Aren’t those kids’ paint-with-water books great? I used to think they were magic. I was so in love with them that I’d deliberately pester my grandmother until she’d pull one out to quiet me. Then I’d sit at the kitchen table with a cup of water and a little brush and “paint” for hours. It was always so exciting to see the little dried dots in the pictures explode into rich primary hues at the touch of my wet brush.

Seeds are like that: little dry dots that explode with color. (Just add water!) And seed can be found to produce almost any hue imaginable, making us free to sow bold paths of color off the tips of our fingers with the sweep of an arm.
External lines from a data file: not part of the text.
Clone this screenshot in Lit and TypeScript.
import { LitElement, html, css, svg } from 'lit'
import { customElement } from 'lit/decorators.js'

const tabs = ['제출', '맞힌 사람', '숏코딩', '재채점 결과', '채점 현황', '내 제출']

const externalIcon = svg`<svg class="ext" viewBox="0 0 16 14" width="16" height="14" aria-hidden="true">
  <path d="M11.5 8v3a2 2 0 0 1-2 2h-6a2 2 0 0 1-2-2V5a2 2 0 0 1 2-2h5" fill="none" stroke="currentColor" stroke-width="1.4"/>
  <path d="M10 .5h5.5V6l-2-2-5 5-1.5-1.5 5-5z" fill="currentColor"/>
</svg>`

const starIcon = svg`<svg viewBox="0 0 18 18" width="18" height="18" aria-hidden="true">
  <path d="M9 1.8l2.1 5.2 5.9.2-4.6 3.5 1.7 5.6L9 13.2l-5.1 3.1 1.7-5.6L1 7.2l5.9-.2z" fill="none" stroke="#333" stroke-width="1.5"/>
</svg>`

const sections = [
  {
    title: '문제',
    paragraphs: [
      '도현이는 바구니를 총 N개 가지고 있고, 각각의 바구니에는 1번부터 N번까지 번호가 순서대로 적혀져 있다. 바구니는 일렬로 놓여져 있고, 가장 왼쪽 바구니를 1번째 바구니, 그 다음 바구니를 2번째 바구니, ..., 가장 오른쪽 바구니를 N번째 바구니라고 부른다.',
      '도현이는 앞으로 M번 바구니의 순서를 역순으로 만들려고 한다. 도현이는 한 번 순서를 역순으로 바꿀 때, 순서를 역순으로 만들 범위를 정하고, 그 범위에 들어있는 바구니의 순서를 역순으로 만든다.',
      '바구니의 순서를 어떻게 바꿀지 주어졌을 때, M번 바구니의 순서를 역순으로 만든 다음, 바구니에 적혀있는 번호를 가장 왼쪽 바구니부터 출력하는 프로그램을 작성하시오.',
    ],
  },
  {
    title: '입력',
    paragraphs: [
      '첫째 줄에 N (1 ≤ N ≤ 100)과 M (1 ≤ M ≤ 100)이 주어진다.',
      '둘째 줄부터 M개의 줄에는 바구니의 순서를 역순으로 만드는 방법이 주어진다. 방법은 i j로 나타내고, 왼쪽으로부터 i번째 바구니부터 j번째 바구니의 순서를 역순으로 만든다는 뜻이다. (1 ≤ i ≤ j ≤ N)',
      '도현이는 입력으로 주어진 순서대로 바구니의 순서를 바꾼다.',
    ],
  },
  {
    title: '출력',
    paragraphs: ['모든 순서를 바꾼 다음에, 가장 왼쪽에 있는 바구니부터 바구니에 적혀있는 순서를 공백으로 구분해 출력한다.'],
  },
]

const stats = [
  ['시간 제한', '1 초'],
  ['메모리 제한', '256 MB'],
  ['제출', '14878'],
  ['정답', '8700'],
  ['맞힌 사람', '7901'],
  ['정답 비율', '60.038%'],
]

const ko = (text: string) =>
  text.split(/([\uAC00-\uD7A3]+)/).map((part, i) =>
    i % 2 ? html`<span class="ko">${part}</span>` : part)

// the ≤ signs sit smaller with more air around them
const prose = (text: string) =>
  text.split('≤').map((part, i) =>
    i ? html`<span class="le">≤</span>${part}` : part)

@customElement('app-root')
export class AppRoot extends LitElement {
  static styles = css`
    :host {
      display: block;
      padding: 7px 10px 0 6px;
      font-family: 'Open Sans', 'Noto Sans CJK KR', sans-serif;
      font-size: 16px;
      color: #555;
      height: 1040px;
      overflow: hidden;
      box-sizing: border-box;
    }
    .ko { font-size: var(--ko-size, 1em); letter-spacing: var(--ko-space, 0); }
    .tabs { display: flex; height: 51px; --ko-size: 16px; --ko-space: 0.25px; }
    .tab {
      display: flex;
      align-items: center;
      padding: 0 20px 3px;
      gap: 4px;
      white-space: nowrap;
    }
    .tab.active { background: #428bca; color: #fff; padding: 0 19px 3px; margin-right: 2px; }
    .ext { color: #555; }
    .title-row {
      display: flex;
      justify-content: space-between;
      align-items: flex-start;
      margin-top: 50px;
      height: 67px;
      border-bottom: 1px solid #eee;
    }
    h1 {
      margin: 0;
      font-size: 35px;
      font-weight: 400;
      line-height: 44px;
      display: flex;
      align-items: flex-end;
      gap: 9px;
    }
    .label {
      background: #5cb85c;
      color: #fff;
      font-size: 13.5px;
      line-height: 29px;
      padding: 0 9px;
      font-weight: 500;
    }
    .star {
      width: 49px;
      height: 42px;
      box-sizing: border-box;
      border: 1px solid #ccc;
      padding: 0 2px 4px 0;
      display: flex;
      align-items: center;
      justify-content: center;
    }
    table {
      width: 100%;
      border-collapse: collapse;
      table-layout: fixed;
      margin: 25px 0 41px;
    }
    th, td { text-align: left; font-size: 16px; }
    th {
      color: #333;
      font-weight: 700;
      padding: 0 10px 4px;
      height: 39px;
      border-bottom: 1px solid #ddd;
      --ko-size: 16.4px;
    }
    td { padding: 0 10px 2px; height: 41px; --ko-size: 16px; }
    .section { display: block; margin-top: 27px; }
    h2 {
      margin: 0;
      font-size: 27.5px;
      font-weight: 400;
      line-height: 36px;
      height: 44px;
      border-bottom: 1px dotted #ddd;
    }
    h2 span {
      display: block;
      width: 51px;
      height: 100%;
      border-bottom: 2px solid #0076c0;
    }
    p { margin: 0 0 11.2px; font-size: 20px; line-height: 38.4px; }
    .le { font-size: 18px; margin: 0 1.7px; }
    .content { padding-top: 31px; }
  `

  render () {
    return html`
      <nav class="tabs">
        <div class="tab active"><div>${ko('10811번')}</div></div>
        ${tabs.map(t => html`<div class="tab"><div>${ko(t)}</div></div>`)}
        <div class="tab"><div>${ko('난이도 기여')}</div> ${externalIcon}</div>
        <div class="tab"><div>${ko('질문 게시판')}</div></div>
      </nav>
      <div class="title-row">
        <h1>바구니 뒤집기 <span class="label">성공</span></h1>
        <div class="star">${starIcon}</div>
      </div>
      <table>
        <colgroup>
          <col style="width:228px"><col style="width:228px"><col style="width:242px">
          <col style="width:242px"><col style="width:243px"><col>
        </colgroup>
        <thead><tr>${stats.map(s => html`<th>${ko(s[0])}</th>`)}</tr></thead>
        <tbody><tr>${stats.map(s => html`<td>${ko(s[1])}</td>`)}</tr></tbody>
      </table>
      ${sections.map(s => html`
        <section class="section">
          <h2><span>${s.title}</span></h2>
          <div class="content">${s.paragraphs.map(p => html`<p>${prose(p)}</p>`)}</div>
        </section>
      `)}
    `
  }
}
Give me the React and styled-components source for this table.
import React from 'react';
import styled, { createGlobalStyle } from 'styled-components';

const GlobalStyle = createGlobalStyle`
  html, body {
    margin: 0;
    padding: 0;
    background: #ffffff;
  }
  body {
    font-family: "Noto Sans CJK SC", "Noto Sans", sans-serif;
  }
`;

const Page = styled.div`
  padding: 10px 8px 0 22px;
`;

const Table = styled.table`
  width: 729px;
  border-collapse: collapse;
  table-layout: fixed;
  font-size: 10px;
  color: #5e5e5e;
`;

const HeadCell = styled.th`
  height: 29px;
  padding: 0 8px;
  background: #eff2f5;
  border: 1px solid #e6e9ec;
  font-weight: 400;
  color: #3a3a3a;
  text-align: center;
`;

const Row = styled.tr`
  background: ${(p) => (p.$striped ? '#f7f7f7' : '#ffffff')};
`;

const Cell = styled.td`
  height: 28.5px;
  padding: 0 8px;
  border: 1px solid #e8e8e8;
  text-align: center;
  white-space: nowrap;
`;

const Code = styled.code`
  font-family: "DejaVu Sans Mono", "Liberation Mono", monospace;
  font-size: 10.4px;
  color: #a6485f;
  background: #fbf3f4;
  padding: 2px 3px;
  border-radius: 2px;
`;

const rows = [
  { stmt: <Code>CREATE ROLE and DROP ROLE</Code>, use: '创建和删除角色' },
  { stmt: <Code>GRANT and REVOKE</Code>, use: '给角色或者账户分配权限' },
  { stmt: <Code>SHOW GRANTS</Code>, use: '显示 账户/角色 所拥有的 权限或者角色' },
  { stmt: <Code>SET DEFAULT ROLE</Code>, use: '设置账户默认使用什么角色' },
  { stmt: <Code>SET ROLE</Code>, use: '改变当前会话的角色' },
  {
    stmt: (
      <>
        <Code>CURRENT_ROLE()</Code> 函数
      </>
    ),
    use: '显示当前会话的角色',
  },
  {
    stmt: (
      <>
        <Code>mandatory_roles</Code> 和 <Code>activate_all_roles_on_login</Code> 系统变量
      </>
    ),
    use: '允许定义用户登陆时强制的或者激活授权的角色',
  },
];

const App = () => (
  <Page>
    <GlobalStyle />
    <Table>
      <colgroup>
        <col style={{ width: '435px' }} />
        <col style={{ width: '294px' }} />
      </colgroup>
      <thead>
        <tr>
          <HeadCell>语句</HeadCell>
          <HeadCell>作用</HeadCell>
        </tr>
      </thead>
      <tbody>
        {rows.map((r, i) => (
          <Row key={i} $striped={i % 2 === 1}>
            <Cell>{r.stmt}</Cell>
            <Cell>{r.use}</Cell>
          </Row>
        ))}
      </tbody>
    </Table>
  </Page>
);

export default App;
The gardener using plants as pigments can control shapes and textures as well: sinuous pea tendril, delicate corn silk, puckered spinach green and smooth radicchio. All you have to do to take advantage of this full palette of color and design is look for attractive ways to combine different plants–vegetables, flowers and herbs–in your garden.

Furthermore, artful garden planning is not only colorful but three-dimensional, aromatic and practical. Practical? Obviously, you’ll produce edible, as well as attractive, results (no “starving artists” here). But there’s more to it than that. By intermingling vegetables, or vegetables with flowers and herbs, you encourage beneficial insects and confuse the homing-in devices of harmful ones.